Today is the global deadline for analogue switch-off as per the International Communications Union (ITU) Geneva 2006 Agreement. All nations will at 23:59 hours switch to digital signal. It marks a very important milestone in the development of the broadcasting industry in Kenya. It is not the end of an era as such, but the new beginning for the ICT sector in our country.

 “From 9th December 2009 when the Government launched digital broadcasting service in Kenya, we have faced many challenges and have had to overcome many hurdles mainly legal ones in the High Court, Court of Appeal and the Supreme Court,” says ICT Cabinet Secretary, Dr Fred Matiang’i. “We have come a long way but I am glad that we have embraced digital migration. But what is more important to note is that these challenges have not been unique to Kenya as many countries continue to deal with similar issues on their path to full digital TV broadcasting.”

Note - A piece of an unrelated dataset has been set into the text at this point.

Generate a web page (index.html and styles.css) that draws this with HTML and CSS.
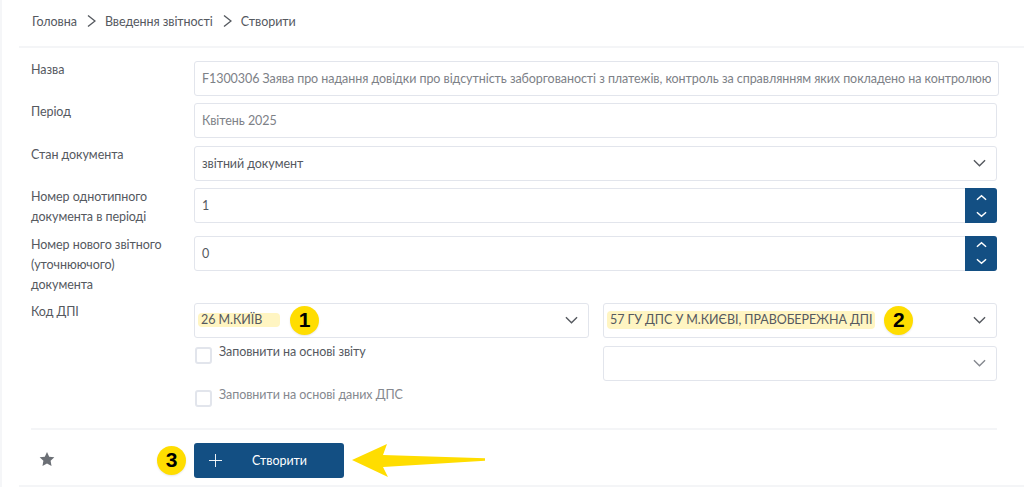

He adds: “Financial constraints, lack of political will and resistance to change have decked many jurisdictions and we are glad that we have managed to overcome our share of these challenges and as we celebrate the success of the cross-over, let us now focus on the benefits we can harness from digital broadcasting.”

As the country witnesses the end of analogue broadcasting era and enter a fully digital broadcasting era, the media and entertainment industry is undergoing a seismic shift. From a constricted space of a few analogue broadcasters with limited content offerings, there are over 40 broadcasters with an ever increasing varieties of content offering and the consumer is getting spoilt for choice.

More than 2.2 million households enjoy the benefits of digital television because they own a set top box. Many more continue to cross the bridge with more than 3.2 million set top boxes having been imported into the country. As demand goes up, the industry can only but makes gains.